Bu değerlere sahip çıkması gereken CHP mi? AKP’den farkı kalmadı ki...
AKP’nin sağlık reformunun bir benzeri dünyada mevcut değil...
“İstediğin hastaneye gidebilir, istediğin sağlık çalışanını dövebilirsin”...
***
TOMA’ları üreten şirketin hisseleri yüzde 7 artmış!
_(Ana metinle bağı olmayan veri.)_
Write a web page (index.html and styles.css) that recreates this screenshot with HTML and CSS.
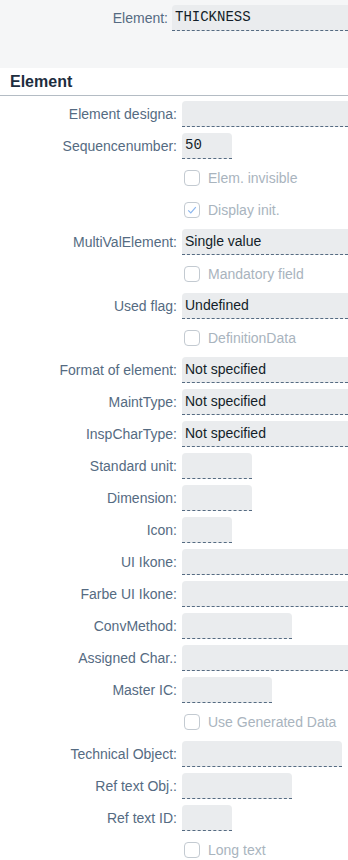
FILE: index.html
```html
<!DOCTYPE html>
<html lang="en">

<head>
    <meta charset="UTF-8">
    <meta name="viewport" content="width=device-width, initial-scale=1.0">
    <title>Element</title>
    <link rel="stylesheet" href="styles.css">
</head>

<body>
    <div class="header">
        <div class="row header-row">
            <label class="label">Element:</label>
            <div class="input full mono">THICKNESS</div>
        </div>
    </div>

    <div class="section">
        <h2 class="section-title">Element</h2>
        <div class="form">
            <div class="row">
                <label class="label">Element designa:</label>
                <div class="input full"></div>
            </div>
            <div class="row">
                <label class="label">Sequencenumber:</label>
                <div class="input w50 mono">50</div>
            </div>
            <div class="row check-row">
                <span class="checkbox"></span>
                <span class="check-text">Elem. invisible</span>
            </div>
            <div class="row check-row">
                <span class="checkbox checked">
                    <svg width="12" height="12" viewBox="0 0 12 12"><path d="M2.2 6.3 L4.8 8.9 L9.8 3.2" fill="none" stroke="#8cb7ef" stroke-width="1.2"/></svg>
                </span>
                <span class="check-text">Display init.</span>
            </div>
            <div class="row">
                <label class="label">MultiValElement:</label>
                <div class="input full">Single value</div>
            </div>
            <div class="row check-row">
                <span class="checkbox"></span>
                <span class="check-text">Mandatory field</span>
            </div>
            <div class="row">
                <label class="label">Used flag:</label>
                <div class="input full">Undefined</div>
            </div>
            <div class="row check-row">
                <span class="checkbox"></span>
                <span class="check-text">DefinitionData</span>
            </div>
            <div class="row">
                <label class="label">Format of element:</label>
                <div class="input full">Not specified</div>
            </div>
            <div class="row">
                <label class="label">MaintType:</label>
                <div class="input full">Not specified</div>
            </div>
            <div class="row">
                <label class="label">InspCharType:</label>
                <div class="input full">Not specified</div>
            </div>
            <div class="row">
                <label class="label">Standard unit:</label>
                <div class="input w70"></div>
            </div>
            <div class="row">
                <label class="label">Dimension:</label>
                <div class="input w70"></div>
            </div>
            <div class="row">
                <label class="label">Icon:</label>
                <div class="input w50"></div>
            </div>
            <div class="row">
                <label class="label">UI Ikone:</label>
                <div class="input full"></div>
            </div>
            <div class="row">
                <label class="label">Farbe UI Ikone:</label>
                <div class="input full"></div>
            </div>
            <div class="row">
                <label class="label">ConvMethod:</label>
                <div class="input w110"></div>
            </div>
            <div class="row">
                <label class="label">Assigned Char.:</label>
                <div class="input full"></div>
            </div>
            <div class="row">
                <label class="label">Master IC:</label>
                <div class="input w90"></div>
            </div>
            <div class="row check-row">
                <span class="checkbox"></span>
                <span class="check-text">Use Generated Data</span>
            </div>
            <div class="row">
                <label class="label">Technical Object:</label>
                <div class="input w160"></div>
            </div>
            <div class="row">
                <label class="label">Ref text Obj.:</label>
                <div class="input w110"></div>
            </div>
            <div class="row">
                <label class="label">Ref text ID:</label>
                <div class="input w50"></div>
            </div>
            <div class="row check-row">
                <span class="checkbox"></span>
                <span class="check-text">Long text</span>
            </div>
        </div>
    </div>
</body>

</html>
```

FILE: styles.css
```css
body {
    font-family: "Liberation Sans", Arial, sans-serif;
    font-size: 14px;
    margin: 0;
    padding: 0;
    background-color: #ffffff;
}

.header {
    background-color: #f5f6f7;
    height: 68px;
    padding-top: 5px;
    box-sizing: border-box;
}

.row {
    display: flex;
    align-items: center;
    height: 26px;
    margin-bottom: 6px;
}

.label {
    width: 182px;
    flex-shrink: 0;
    text-align: right;
    color: #556b82;
    padding-right: 5px;
    box-sizing: border-box;
}

.header-row .label {
    width: 172px;
    padding-right: 4px;
}

.input {
    height: 26px;
    box-sizing: border-box;
    flex-shrink: 0;
    background-color: #eaecee;
    border-radius: 4px 4px 0 0;
    border-bottom: 1px dashed #556b82;
    padding: 0 3px;
    line-height: 25px;
    color: #131e29;
}

.mono {
    font-family: "Liberation Mono", "Courier New", monospace;
}

/* full-width fields run off the right edge */
.full {
    flex: 1;
    border-top-right-radius: 0;
}

.w50 { width: 50px; }
.w70 { width: 70px; }
.w90 { width: 90px; }
.w110 { width: 110px; }
.w160 { width: 160px; }

.section-title {
    margin: 0;
    height: 28px;
    padding: 3px 0 0 10px;
    box-sizing: border-box;
    font-size: 16px;
    font-weight: bold;
    color: #1d2d3e;
    border-bottom: 1px solid #b4bcc4;
    line-height: 22px;
}

.form {
    padding-top: 5px;
}

.check-row {
    padding-left: 184px;
    gap: 8px;
}

.checkbox {
    width: 16px;
    height: 16px;
    box-sizing: border-box;
    border: 1px solid #c3cad1;
    border-radius: 4px;
    display: flex;
    align-items: center;
    justify-content: center;
}

.check-text {
    color: #a9b4be;
}
```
Davutoğlu’nun “Yakılan her TOMA’nın yerine 10 TOMA alacağız” açıklaması hedefine ulaşmış demek...
Akif Kökçe
GÖL
Milliyet’in kıdemli muhabirlerinden Hasan Özbek dostumuz, şu günlerde İspartalıları en çok rahatsız eden konuyu aktardı... Yeni bir proje getirilmiş gündeme. Bu projeye göre su sıkıntısı çeken Antalya’ya Eğirdir Gölü’nden su verilecekmiş. Bu haber İspartalıları çok kızdırmış. Hasan Bey dedi ki:
- Bu gölde balık yetişir, ihraç ürünü kerevit yetişir... Civardaki elma bahçeleri bu gölden sulanır. 500 bin nüfuslu İsparta bu suyu içer. Göl İsparta’nın hayat kaynağıdır. O yüzden haber bizleri çok tedirgin etti. Biz hükümete etkileri belirsiz bu projeden vazgeçmesini öneriyoruz. Bu su Antalya’ya yetmeyeceği gibi bize de yetmez olacak.